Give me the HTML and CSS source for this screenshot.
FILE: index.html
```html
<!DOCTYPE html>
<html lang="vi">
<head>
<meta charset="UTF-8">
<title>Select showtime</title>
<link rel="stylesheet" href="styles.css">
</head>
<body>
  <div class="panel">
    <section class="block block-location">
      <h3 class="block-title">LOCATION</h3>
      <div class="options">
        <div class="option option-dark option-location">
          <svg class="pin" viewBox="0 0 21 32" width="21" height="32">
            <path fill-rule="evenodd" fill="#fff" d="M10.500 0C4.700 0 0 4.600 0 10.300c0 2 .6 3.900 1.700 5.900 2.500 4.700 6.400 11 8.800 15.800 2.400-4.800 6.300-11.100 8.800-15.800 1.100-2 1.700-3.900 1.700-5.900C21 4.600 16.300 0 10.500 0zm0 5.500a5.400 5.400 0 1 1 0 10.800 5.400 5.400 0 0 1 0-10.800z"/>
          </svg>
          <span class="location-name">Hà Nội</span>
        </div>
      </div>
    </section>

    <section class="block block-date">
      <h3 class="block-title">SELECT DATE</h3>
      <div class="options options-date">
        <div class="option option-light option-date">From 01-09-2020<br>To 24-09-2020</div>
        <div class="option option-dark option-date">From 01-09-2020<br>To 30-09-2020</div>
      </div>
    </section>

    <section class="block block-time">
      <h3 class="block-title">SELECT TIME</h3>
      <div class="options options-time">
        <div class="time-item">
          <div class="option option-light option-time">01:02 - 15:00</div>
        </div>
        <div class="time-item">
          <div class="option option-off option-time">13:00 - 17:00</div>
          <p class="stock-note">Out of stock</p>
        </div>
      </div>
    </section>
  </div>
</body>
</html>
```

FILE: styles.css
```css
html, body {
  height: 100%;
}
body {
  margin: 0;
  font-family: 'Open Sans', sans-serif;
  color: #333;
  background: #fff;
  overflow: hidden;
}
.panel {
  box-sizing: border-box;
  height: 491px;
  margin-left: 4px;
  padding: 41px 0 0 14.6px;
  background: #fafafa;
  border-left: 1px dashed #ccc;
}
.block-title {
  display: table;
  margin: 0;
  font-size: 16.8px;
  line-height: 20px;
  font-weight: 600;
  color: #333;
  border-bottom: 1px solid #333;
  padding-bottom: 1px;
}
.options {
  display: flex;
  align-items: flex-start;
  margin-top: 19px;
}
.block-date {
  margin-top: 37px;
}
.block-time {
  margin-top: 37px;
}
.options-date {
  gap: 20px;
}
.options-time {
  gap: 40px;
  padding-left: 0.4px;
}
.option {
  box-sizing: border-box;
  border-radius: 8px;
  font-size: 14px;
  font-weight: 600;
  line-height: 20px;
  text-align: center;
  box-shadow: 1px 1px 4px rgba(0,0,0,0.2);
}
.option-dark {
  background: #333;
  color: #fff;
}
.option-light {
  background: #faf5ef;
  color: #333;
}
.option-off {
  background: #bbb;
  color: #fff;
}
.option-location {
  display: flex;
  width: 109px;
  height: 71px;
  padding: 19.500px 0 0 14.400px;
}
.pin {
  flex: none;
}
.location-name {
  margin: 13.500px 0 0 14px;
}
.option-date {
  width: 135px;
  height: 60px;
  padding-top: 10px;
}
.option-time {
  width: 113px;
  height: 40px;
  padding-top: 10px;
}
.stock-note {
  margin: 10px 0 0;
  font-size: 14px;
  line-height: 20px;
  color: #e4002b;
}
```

...

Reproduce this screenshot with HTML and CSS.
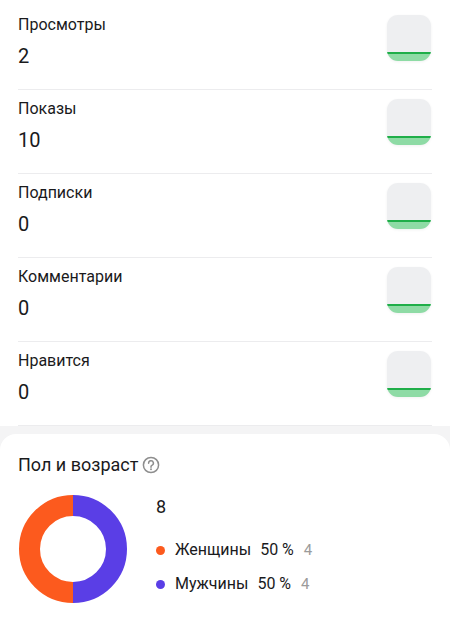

* * *

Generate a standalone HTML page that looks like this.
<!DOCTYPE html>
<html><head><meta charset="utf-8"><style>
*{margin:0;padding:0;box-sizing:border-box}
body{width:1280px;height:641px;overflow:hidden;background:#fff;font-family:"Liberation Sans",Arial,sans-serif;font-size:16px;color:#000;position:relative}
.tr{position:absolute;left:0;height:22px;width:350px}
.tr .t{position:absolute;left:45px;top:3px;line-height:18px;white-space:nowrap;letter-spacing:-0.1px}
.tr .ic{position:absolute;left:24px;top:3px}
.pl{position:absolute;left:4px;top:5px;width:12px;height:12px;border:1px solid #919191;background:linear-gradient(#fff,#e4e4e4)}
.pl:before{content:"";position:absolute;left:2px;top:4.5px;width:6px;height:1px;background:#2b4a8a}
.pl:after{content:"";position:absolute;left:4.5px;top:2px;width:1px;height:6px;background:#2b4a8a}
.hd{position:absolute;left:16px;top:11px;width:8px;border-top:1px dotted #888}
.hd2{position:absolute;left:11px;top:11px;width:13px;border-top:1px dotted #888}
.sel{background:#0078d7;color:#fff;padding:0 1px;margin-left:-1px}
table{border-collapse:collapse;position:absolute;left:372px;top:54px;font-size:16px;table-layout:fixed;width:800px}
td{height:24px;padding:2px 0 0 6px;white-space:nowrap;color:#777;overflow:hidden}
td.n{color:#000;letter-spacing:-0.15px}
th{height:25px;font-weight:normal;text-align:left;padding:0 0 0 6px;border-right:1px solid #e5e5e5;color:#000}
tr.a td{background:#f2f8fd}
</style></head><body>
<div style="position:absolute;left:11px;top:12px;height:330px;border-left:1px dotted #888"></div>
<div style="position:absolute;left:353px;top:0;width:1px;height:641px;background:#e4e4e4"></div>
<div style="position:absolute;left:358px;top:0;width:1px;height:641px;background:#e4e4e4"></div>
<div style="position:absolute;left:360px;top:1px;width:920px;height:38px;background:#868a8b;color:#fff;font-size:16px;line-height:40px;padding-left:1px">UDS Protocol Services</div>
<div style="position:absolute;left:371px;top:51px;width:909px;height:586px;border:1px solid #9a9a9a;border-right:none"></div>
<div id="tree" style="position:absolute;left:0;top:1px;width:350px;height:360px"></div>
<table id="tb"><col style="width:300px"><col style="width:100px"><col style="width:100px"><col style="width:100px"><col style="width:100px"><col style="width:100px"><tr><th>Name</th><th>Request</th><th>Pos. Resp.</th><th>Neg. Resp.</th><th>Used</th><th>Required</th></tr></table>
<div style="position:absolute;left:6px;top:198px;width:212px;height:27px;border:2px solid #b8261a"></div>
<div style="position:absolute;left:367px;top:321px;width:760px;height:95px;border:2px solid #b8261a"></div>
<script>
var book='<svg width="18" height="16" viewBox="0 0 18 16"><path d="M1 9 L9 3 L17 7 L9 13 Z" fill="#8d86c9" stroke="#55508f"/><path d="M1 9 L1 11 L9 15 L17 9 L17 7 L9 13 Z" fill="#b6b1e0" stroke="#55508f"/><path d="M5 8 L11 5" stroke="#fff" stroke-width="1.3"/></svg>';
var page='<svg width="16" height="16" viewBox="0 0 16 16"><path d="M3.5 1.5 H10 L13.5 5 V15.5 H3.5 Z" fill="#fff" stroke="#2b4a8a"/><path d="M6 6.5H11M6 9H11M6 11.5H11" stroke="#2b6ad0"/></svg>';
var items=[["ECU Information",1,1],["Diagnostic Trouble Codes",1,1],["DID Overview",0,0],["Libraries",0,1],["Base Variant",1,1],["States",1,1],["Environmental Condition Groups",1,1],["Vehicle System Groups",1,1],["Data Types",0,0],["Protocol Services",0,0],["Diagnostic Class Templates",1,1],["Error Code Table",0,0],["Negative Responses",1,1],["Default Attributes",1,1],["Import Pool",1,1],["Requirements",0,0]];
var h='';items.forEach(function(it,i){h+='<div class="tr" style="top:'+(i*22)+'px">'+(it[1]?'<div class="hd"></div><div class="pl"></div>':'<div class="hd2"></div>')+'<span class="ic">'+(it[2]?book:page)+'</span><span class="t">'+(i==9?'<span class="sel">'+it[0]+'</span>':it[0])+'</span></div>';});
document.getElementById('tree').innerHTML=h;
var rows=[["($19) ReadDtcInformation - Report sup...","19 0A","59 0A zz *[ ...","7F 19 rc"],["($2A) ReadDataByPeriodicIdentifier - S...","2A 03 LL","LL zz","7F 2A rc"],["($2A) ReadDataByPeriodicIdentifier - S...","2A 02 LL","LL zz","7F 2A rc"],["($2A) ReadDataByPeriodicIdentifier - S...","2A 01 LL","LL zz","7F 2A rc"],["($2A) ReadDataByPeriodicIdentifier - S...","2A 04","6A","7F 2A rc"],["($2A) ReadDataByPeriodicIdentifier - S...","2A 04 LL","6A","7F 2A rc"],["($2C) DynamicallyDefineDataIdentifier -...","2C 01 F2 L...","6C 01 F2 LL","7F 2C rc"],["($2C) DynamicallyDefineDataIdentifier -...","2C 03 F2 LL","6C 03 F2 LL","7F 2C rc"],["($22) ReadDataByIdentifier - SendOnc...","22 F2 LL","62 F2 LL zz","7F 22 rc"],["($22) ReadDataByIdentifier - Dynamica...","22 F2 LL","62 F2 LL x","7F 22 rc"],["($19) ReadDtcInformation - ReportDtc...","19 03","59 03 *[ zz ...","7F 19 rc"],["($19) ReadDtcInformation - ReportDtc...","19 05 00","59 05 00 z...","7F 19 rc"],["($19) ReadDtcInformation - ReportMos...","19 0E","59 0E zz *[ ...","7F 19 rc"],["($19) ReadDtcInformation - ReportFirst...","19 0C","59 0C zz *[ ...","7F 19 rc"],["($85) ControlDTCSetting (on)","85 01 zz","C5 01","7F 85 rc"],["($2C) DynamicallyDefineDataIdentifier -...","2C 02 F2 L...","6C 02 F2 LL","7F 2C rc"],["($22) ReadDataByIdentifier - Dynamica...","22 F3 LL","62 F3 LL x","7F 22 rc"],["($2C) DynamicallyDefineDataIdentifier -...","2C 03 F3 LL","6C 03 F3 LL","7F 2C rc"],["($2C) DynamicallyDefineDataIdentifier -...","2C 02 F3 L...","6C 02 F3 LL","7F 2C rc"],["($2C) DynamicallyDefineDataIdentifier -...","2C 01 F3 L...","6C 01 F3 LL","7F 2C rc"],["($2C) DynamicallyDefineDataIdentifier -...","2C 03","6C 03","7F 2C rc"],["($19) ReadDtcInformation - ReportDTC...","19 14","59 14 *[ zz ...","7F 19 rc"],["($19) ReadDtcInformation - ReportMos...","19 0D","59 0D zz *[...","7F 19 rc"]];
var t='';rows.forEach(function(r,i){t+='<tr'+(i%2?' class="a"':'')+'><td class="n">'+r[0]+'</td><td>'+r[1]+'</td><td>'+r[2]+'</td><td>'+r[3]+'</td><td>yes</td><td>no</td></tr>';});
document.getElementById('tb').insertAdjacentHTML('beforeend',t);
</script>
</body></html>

▶ [YOUR GOAL]: Report the number of lines in the entries above that include the word "screenshot" and add nothing to it.

▶ [OUTPUT FOR THIS EXERCISE]: 2